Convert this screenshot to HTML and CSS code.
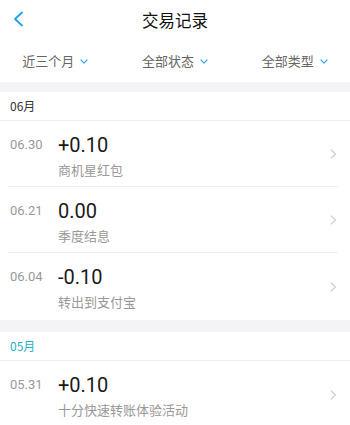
FILE: index.html
```html
<!DOCTYPE html>
<html lang="zh-CN">
<head>
<meta charset="utf-8">
<link rel="stylesheet" href="styles.css">
</head>
<body>
<div class="page">
  <header class="topbar">
    <svg class="back" width="12" height="16" viewBox="0 0 12 16"><path d="M10 1.5 L3 8 L10 14.5" fill="none" stroke="#1f9ff0" stroke-width="1.8" stroke-linecap="round" stroke-linejoin="round"/></svg>
    <div class="title">交易记录</div>
  </header>
  <nav class="filters">
    <div class="filter">近三个月<svg class="caret" width="8" height="5" viewBox="0 0 8 5"><path d="M1 1 L4 4 L7 1" fill="none" stroke="#3bb0f0" stroke-width="1.2" stroke-linecap="round" stroke-linejoin="round"/></svg></div>
    <div class="filter">全部状态<svg class="caret" width="8" height="5" viewBox="0 0 8 5"><path d="M1 1 L4 4 L7 1" fill="none" stroke="#3bb0f0" stroke-width="1.2" stroke-linecap="round" stroke-linejoin="round"/></svg></div>
    <div class="filter">全部类型<svg class="caret" width="8" height="5" viewBox="0 0 8 5"><path d="M1 1 L4 4 L7 1" fill="none" stroke="#3bb0f0" stroke-width="1.2" stroke-linecap="round" stroke-linejoin="round"/></svg></div>
  </nav>

  <section class="group">
    <div class="month">06月</div>
    <div class="row">
      <div class="date">06.30</div>
      <div class="info"><div class="amount">+0.10</div><div class="desc">商机星红包</div></div>
      <svg class="arrow" width="7" height="10" viewBox="0 0 7 10"><path d="M1.2 1 L5.5 5 L1.2 9" fill="none" stroke="#cfcfcf" stroke-width="1.2" stroke-linecap="round" stroke-linejoin="round"/></svg>
    </div>
    <div class="row">
      <div class="date">06.21</div>
      <div class="info"><div class="amount">0.00</div><div class="desc">季度结息</div></div>
      <svg class="arrow" width="7" height="10" viewBox="0 0 7 10"><path d="M1.2 1 L5.5 5 L1.2 9" fill="none" stroke="#cfcfcf" stroke-width="1.2" stroke-linecap="round" stroke-linejoin="round"/></svg>
    </div>
    <div class="row">
      <div class="date">06.04</div>
      <div class="info"><div class="amount">-0.10</div><div class="desc">转出到支付宝</div></div>
      <svg class="arrow" width="7" height="10" viewBox="0 0 7 10"><path d="M1.2 1 L5.5 5 L1.2 9" fill="none" stroke="#cfcfcf" stroke-width="1.2" stroke-linecap="round" stroke-linejoin="round"/></svg>
    </div>
  </section>

  <section class="group group-second">
    <div class="month month-current">05月</div>
    <div class="row">
      <div class="date">05.31</div>
      <div class="info"><div class="amount">+0.10</div><div class="desc">十分快速转账体验活动</div></div>
      <svg class="arrow" width="7" height="10" viewBox="0 0 7 10"><path d="M1.2 1 L5.5 5 L1.2 9" fill="none" stroke="#cfcfcf" stroke-width="1.2" stroke-linecap="round" stroke-linejoin="round"/></svg>
    </div>
  </section>
</div>
</body>
</html>
```
FILE: styles.css
```css
* { box-sizing: border-box; }
html, body { margin: 0; padding: 0; }
body {
  background: #f4f4f7;
  font-family: Roboto, "Noto Sans CJK SC", sans-serif;
  color: #222;
  width: 350px;
  height: 425px;
  overflow: hidden;
}
.page { display: flex; flex-direction: column; }
.topbar {
  position: relative;
  height: 40px;
  background: #fff;
  display: flex;
  align-items: center;
  justify-content: center;
}
.back { position: absolute; left: 12px; top: 11px; }
.title {
  font-family: "Noto Sans CJK SC", sans-serif;
  font-size: 16.5px;
  color: #111;
  line-height: 20px;
}
.filters {
  height: 42px;
  background: #fff;
  display: grid;
  grid-template-columns: 1fr 1fr 1fr;
  align-items: center;
}
.filter {
  display: flex;
  align-items: center;
  justify-content: center;
  gap: 6px;
  font-family: "Noto Sans CJK SC", sans-serif;
  font-size: 13px;
  color: #666;
  line-height: 18px;
}
.filter:first-child { padding-right: 6px; }
.filter:last-child { padding-left: 6px; }
.caret { margin-top: 1px; }
.group { background: #fff; margin-top: 10px; }
.group-second { margin-top: 12px; }
.month {
  height: 29px;
  padding-left: 10px;
  padding-bottom: 1px;
  display: flex;
  align-items: center;
  font-family: "Noto Sans CJK SC", sans-serif;
  font-size: 12px;
  color: #333;
  border-bottom: 1px solid #efefef;
}
.month-current { color: #2ab0c6; }
.row {
  height: 66px;
  display: flex;
  align-items: flex-start;
  padding: 12px 0 0 2px;
  border-bottom: 1px solid #efefef;
  margin-left: 8px;
  margin-right: 12px;
}
.row:last-child { border-bottom: none; height: 67px; }
.date {
  width: 48px;
  font-size: 13px;
  color: #999;
  line-height: 18px;
  padding-top: 3px;
}
.info { flex: 1; display: flex; flex-direction: column; gap: 4px; }
.amount { font-size: 20px; line-height: 24px; color: #1a1a1a; }
.desc {
  font-family: "Noto Sans CJK SC", sans-serif;
  font-size: 13px;
  line-height: 18px;
  color: #999;
}
.arrow { align-self: center; margin-top: -12px; margin-right: 1px; }
```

— GIVEN TASK —
Restate the data above word for word. Skip every picture.

— RESPONSE BELOW —
Convert this screenshot to HTML and CSS code.
FILE: index.html
```html
<!DOCTYPE html>
<html lang="zh-CN">
<head>
<meta charset="utf-8">
<link rel="stylesheet" href="styles.css">
</head>
<body>
<div class="page">
  <header class="topbar">
    <svg class="back" width="12" height="16" viewBox="0 0 12 16"><path d="M10 1.5 L3 8 L10 14.5" fill="none" stroke="#1f9ff0" stroke-width="1.8" stroke-linecap="round" stroke-linejoin="round"/></svg>
    <div class="title">交易记录</div>
  </header>
  <nav class="filters">
    <div class="filter">近三个月<svg class="caret" width="8" height="5" viewBox="0 0 8 5"><path d="M1 1 L4 4 L7 1" fill="none" stroke="#3bb0f0" stroke-width="1.2" stroke-linecap="round" stroke-linejoin="round"/></svg></div>
    <div class="filter">全部状态<svg class="caret" width="8" height="5" viewBox="0 0 8 5"><path d="M1 1 L4 4 L7 1" fill="none" stroke="#3bb0f0" stroke-width="1.2" stroke-linecap="round" stroke-linejoin="round"/></svg></div>
    <div class="filter">全部类型<svg class="caret" width="8" height="5" viewBox="0 0 8 5"><path d="M1 1 L4 4 L7 1" fill="none" stroke="#3bb0f0" stroke-width="1.2" stroke-linecap="round" stroke-linejoin="round"/></svg></div>
  </nav>

  <section class="group">
    <div class="month">06月</div>
    <div class="row">
      <div class="date">06.30</div>
      <div class="info"><div class="amount">+0.10</div><div class="desc">商机星红包</div></div>
      <svg class="arrow" width="7" height="10" viewBox="0 0 7 10"><path d="M1.2 1 L5.5 5 L1.2 9" fill="none" stroke="#cfcfcf" stroke-width="1.2" stroke-linecap="round" stroke-linejoin="round"/></svg>
    </div>
    <div class="row">
      <div class="date">06.21</div>
      <div class="info"><div class="amount">0.00</div><div class="desc">季度结息</div></div>
      <svg class="arrow" width="7" height="10" viewBox="0 0 7 10"><path d="M1.2 1 L5.5 5 L1.2 9" fill="none" stroke="#cfcfcf" stroke-width="1.2" stroke-linecap="round" stroke-linejoin="round"/></svg>
    </div>
    <div class="row">
      <div class="date">06.04</div>
      <div class="info"><div class="amount">-0.10</div><div class="desc">转出到支付宝</div></div>
      <svg class="arrow" width="7" height="10" viewBox="0 0 7 10"><path d="M1.2 1 L5.5 5 L1.2 9" fill="none" stroke="#cfcfcf" stroke-width="1.2" stroke-linecap="round" stroke-linejoin="round"/></svg>
    </div>
  </section>

  <section class="group group-second">
    <div class="month month-current">05月</div>
    <div class="row">
      <div class="date">05.31</div>
      <div class="info"><div class="amount">+0.10</div><div class="desc">十分快速转账体验活动</div></div>
      <svg class="arrow" width="7" height="10" viewBox="0 0 7 10"><path d="M1.2 1 L5.5 5 L1.2 9" fill="none" stroke="#cfcfcf" stroke-width="1.2" stroke-linecap="round" stroke-linejoin="round"/></svg>
    </div>
  </section>
</div>
</body>
</html>
```
FILE: styles.css
```css
* { box-sizing: border-box; }
html, body { margin: 0; padding: 0; }
body {
  background: #f4f4f7;
  font-family: Roboto, "Noto Sans CJK SC", sans-serif;
  color: #222;
  width: 350px;
  height: 425px;
  overflow: hidden;
}
.page { display: flex; flex-direction: column; }
.topbar {
  position: relative;
  height: 40px;
  background: #fff;
  display: flex;
  align-items: center;
  justify-content: center;
}
.back { position: absolute; left: 12px; top: 11px; }
.title {
  font-family: "Noto Sans CJK SC", sans-serif;
  font-size: 16.5px;
  color: #111;
  line-height: 20px;
}
.filters {
  height: 42px;
  background: #fff;
  display: grid;
  grid-template-columns: 1fr 1fr 1fr;
  align-items: center;
}
.filter {
  display: flex;
  align-items: center;
  justify-content: center;
  gap: 6px;
  font-family: "Noto Sans CJK SC", sans-serif;
  font-size: 13px;
  color: #666;
  line-height: 18px;
}
.filter:first-child { padding-right: 6px; }
.filter:last-child { padding-left: 6px; }
.caret { margin-top: 1px; }
.group { background: #fff; margin-top: 10px; }
.group-second { margin-top: 12px; }
.month {
  height: 29px;
  padding-left: 10px;
  padding-bottom: 1px;
  display: flex;
  align-items: center;
  font-family: "Noto Sans CJK SC", sans-serif;
  font-size: 12px;
  color: #333;
  border-bottom: 1px solid #efefef;
}
.month-current { color: #2ab0c6; }
.row {
  height: 66px;
  display: flex;
  align-items: flex-start;
  padding: 12px 0 0 2px;
  border-bottom: 1px solid #efefef;
  margin-left: 8px;
  margin-right: 12px;
}
.row:last-child { border-bottom: none; height: 67px; }
.date {
  width: 48px;
  font-size: 13px;
  color: #999;
  line-height: 18px;
  padding-top: 3px;
}
.info { flex: 1; display: flex; flex-direction: column; gap: 4px; }
.amount { font-size: 20px; line-height: 24px; color: #1a1a1a; }
.desc {
  font-family: "Noto Sans CJK SC", sans-serif;
  font-size: 13px;
  line-height: 18px;
  color: #999;
}
.arrow { align-self: center; margin-top: -12px; margin-right: 1px; }
```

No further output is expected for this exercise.